Our fieldwork in Serbia provided numerous examples of the sheer weight of that baggage, and of the inherent distortion in the lens we automatically imposed between village reality and our “take” on it. In such situations we of course never actively sought to misrepresent what we experienced. Quite the contrary—we always aimed at verisimilitude. But it would be naive to argue that our observations were or ever could be communicated to others outside the oAgora without media-translation. We had to use the tools at hand, after all; at that time there were no eCompanions, eEditions, or media suites. Fundamental biases in perception preceded and conditioned our attempts at analysis and communication, and it was from these basic mis-apprehensions that we learned the most about how oral tradition really worked.

A case in point is what villagers called pričanje, or oral genealogies, which we collected from elderly men. Surely, we presumed, the priest’s church records would provide the rock-solid standard against which we could check the completeness and accuracy of these oral performances, which recounted more than ten generations of lineage membership in decasyllabic poetic lines.
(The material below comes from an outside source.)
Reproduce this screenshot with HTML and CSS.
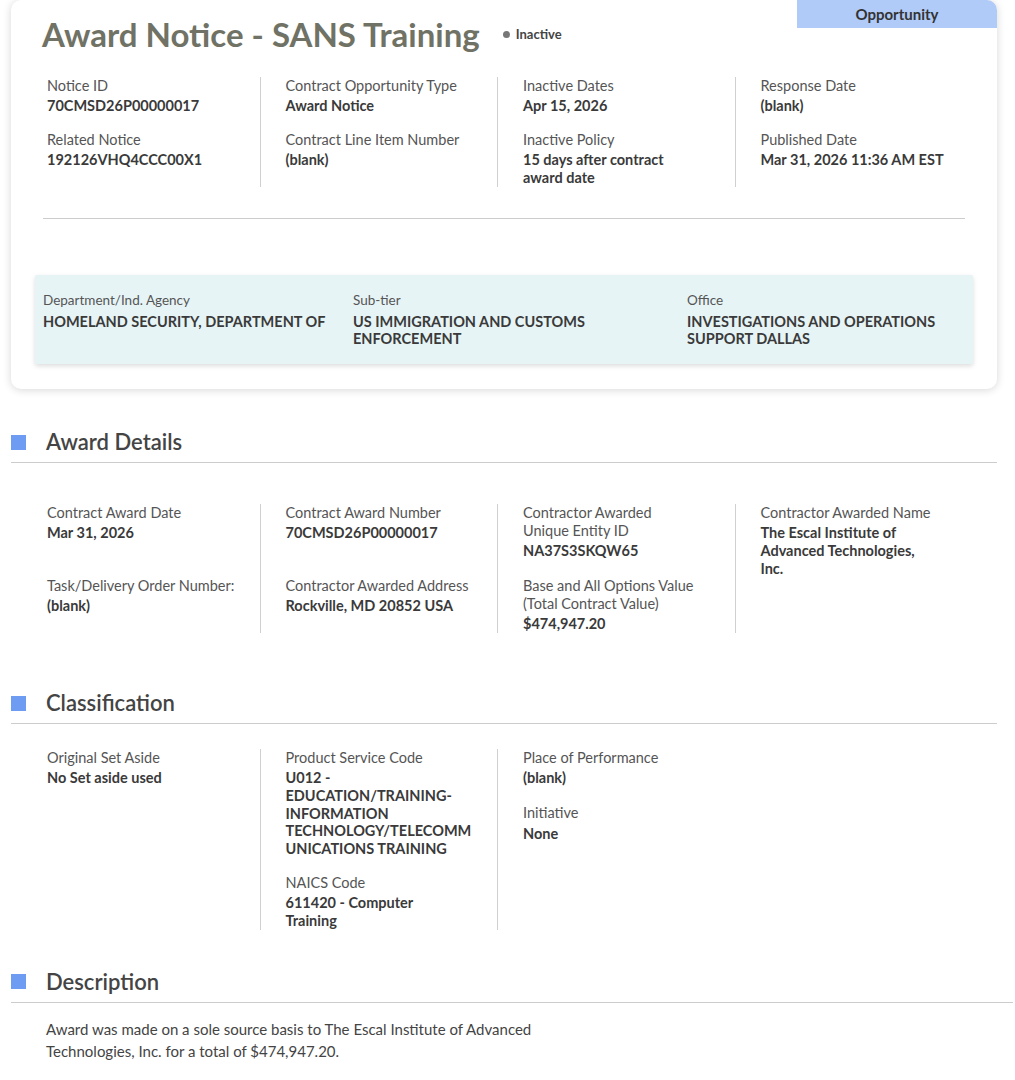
FILE: index.html
```html
<!DOCTYPE html>
<html lang="en">
<head>
    <meta charset="UTF-8">
    <meta name="viewport" content="width=device-width, initial-scale=1.0">
    <title>Award Notice - SANS Training</title>
    <link rel="stylesheet" href="styles.css">
</head>
<body>
    <div class="page">
        <section class="card">
            <div class="tab">Opportunity</div>
            <div class="title-row">
                <h1>Award Notice - SANS Training</h1>
                <span class="status"><span class="dot"></span>Inactive</span>
            </div>

            <div class="cols top-cols">
                <div class="col">
                    <div class="field">
                        <div class="label">Notice ID</div>
                        <div class="value">70CMSD26P00000017</div>
                    </div>
                    <div class="field">
                        <div class="label">Related Notice</div>
                        <div class="value">192126VHQ4CCC00X1</div>
                    </div>
                </div>
                <div class="col">
                    <div class="field">
                        <div class="label">Contract Opportunity Type</div>
                        <div class="value">Award Notice</div>
                    </div>
                    <div class="field">
                        <div class="label">Contract Line Item Number</div>
                        <div class="value">(blank)</div>
                    </div>
                </div>
                <div class="col">
                    <div class="field">
                        <div class="label">Inactive Dates</div>
                        <div class="value">Apr 15, 2026</div>
                    </div>
                    <div class="field">
                        <div class="label">Inactive Policy</div>
                        <div class="value narrow">15 days after contract award date</div>
                    </div>
                </div>
                <div class="col">
                    <div class="field">
                        <div class="label">Response Date</div>
                        <div class="value">(blank)</div>
                    </div>
                    <div class="field">
                        <div class="label">Published Date</div>
                        <div class="value">Mar 31, 2026 11:36 AM EST</div>
                    </div>
                </div>
            </div>

            <hr class="divider">

            <div class="agency">
                <div class="agency-item">
                    <div class="label">Department/Ind. Agency</div>
                    <div class="value">HOMELAND SECURITY, DEPARTMENT OF</div>
                </div>
                <div class="agency-item">
                    <div class="label">Sub-tier</div>
                    <div class="value">US IMMIGRATION AND CUSTOMS ENFORCEMENT</div>
                </div>
                <div class="agency-item">
                    <div class="label">Office</div>
                    <div class="value">INVESTIGATIONS AND OPERATIONS SUPPORT DALLAS</div>
                </div>
            </div>
        </section>

        <section class="section">
            <h2 class="section-title"><span class="marker"></span>Award Details</h2>
            <div class="award-grid">
                <div class="cell">
                    <div class="label">Contract Award Date</div>
                    <div class="value">Mar 31, 2026</div>
                </div>
                <div class="cell line">
                    <div class="label">Contract Award Number</div>
                    <div class="value">70CMSD26P00000017</div>
                </div>
                <div class="cell line">
                    <div class="label">Contractor Awarded<br>Unique Entity ID</div>
                    <div class="value">NA37S3SKQW65</div>
                </div>
                <div class="cell line tall">
                    <div class="label">Contractor Awarded Name</div>
                    <div class="value narrow">The Escal Institute of Advanced Technologies, Inc.</div>
                </div>
                <div class="cell last">
                    <div class="label">Task/Delivery Order Number:</div>
                    <div class="value">(blank)</div>
                </div>
                <div class="cell line last">
                    <div class="label">Contractor Awarded Address</div>
                    <div class="value">Rockville, MD 20852 USA</div>
                </div>
                <div class="cell line last">
                    <div class="label">Base and All Options Value<br>(Total Contract Value)</div>
                    <div class="value">$474,947.20</div>
                </div>
            </div>
        </section>

        <section class="section">
            <h2 class="section-title"><span class="marker"></span>Classification</h2>
            <div class="cols class-cols">
                <div class="col">
                    <div class="field">
                        <div class="label">Original Set Aside</div>
                        <div class="value">No Set aside used</div>
                    </div>
                </div>
                <div class="col">
                    <div class="field">
                        <div class="label">Product Service Code</div>
                        <div class="value code">U012 - EDUCATION/TRAINING-INFORMATION TECHNOLOGY/TELECOMMUNICATIONS TRAINING</div>
                    </div>
                    <div class="field">
                        <div class="label">NAICS Code</div>
                        <div class="value narrow">611420 - Computer Training</div>
                    </div>
                </div>
                <div class="col">
                    <div class="field">
                        <div class="label">Place of Performance</div>
                        <div class="value">(blank)</div>
                    </div>
                    <div class="field spaced">
                        <div class="label">Initiative</div>
                        <div class="value">None</div>
                    </div>
                </div>
            </div>
        </section>

        <section class="section desc">
            <h2 class="section-title"><span class="marker"></span>Description</h2>
            <p class="description">Award was made on a sole source basis to The Escal Institute of Advanced Technologies, Inc. for a total of $474,947.20.</p>
        </section>
    </div>
</body>
</html>
```

FILE: styles.css
```css
body {
    font-family: 'Lato', sans-serif;
    margin: 0;
    padding: 0;
    background: #ffffff;
    color: #333;
}
.page {
    margin-left: 11px;
    width: 986px;
}
.card {
    position: relative;
    background: #ffffff;
    border-radius: 10px;
    box-shadow: 0 1px 8px rgba(0, 0, 0, 0.16);
    padding: 14px 0 25px;
    margin-bottom: 38px;
}
.tab {
    position: absolute;
    top: 0;
    right: 0;
    width: 200px;
    height: 28px;
    line-height: 29px;
    text-align: center;
    background: #b1cbf8;
    border-top-right-radius: 10px;
    font-size: 15px;
    font-weight: bold;
    color: #333;
}
.title-row {
    display: flex;
    align-items: center;
    padding-left: 31px;
}
h1 {
    margin: 0;
    font-size: 33px;
    line-height: 40px;
    font-weight: bold;
    color: #6f7264;
}
.status {
    display: flex;
    align-items: center;
    margin-left: 23px;
    font-size: 13px;
    font-weight: bold;
    color: #444;
}
.dot {
    width: 7px;
    height: 7px;
    border-radius: 50%;
    background: #777;
    margin-right: 6px;
}
.cols {
    display: grid;
    grid-template-columns: repeat(4, 237.5px);
    margin-left: 11px;
}
.col {
    display: flex;
    flex-direction: column;
    gap: 16px;
    padding: 0 20px 0 25px;
}
.col + .col {
    border-left: 1px solid #d0d0d0;
}
.top-cols {
    margin-top: 23px;
}
.label {
    font-size: 14.5px;
    line-height: 18px;
    color: #555;
    margin-bottom: 2px;
}
.value {
    font-size: 14.5px;
    line-height: 18px;
    font-weight: bold;
    color: #3a3a3a;
}
.divider {
    border: none;
    border-top: 1px solid #ccc;
    margin: 31px 32px 0;
}
.agency {
    display: grid;
    grid-template-columns: 310px 334px 1fr;
    background: #e7f4f6;
    margin: 56px 24px 0;
    padding: 16px 8px 17px;
    box-shadow: 0 2px 5px rgba(0, 0, 0, 0.14);
    border-radius: 2px;
}
.agency-item {
    padding-right: 18px;
}
.agency .label {
    font-size: 13.5px;
    margin-bottom: 4px;
}
.agency .value {
    line-height: 17px;
}
.section + .section {
    margin-top: 55px;
}
.section + .desc {
    margin-top: 37px;
}
.section-title {
    display: flex;
    align-items: center;
    margin: 0;
    padding-bottom: 5px;
    border-bottom: 1px solid #ccc;
    font-size: 22px;
    line-height: 30px;
    font-weight: 600;
    color: #444;
}
.marker {
    width: 15px;
    height: 15px;
    background: #6d9cf2;
    margin-right: 20px;
}
.award-grid {
    display: grid;
    grid-template-columns: repeat(4, 237.5px);
    margin: 41px 0 0 11px;
}
.cell {
    padding: 0 20px 17px 25px;
}
.cell.line {
    border-left: 1px solid #d0d0d0;
}
.cell.tall {
    grid-row: span 2;
    padding-bottom: 0;
}
.cell.last {
    padding-bottom: 0;
}
.narrow {
    max-width: 175px;
}
.class-cols {
    margin-top: 25px;
}
.code {
    max-width: 188px;
    overflow-wrap: anywhere;
    line-height: 17.8px;
}
.spaced {
    margin-top: 1px;
}
.spaced .value {
    margin-top: 3px;
}
.desc {
    width: 1002px;
}
.description {
    margin: 15px 0 0 35px;
    max-width: 500px;
    font-size: 15px;
    line-height: 22px;
    color: #444;
}
```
According to the ideology we brought with us, the relative dependability of sources seemed patently obvious: we would check the (doubtless partial) oGenealogy against the (assuredly flawless) tGenealogy, and supplement the oral version as necessary. Imagine our surprise, then, when the supposedly inferior oAgora record turned up individuals and relationships missing from the written accounts. Unexpectedly (for us tAgora-trained immigrants, at any rate), OT won the day.

It was a sobering realization, a kind of technology-based ignominy. Although we were as sympathetic to and interested in OT dynamics as anyone could be, we had uncritically defaulted to tAgora values, the unassailable values of Western scholarly research, in prioritizing the media we were studying. We were helpless to accept pričanje on its own terms, as the primary vehicle for communication of kin-knowledge and (ironically) a tool superior to the overvalued tAgora tool. As facsimile immigrants, our approach had proven decidedly oAgoraphobic.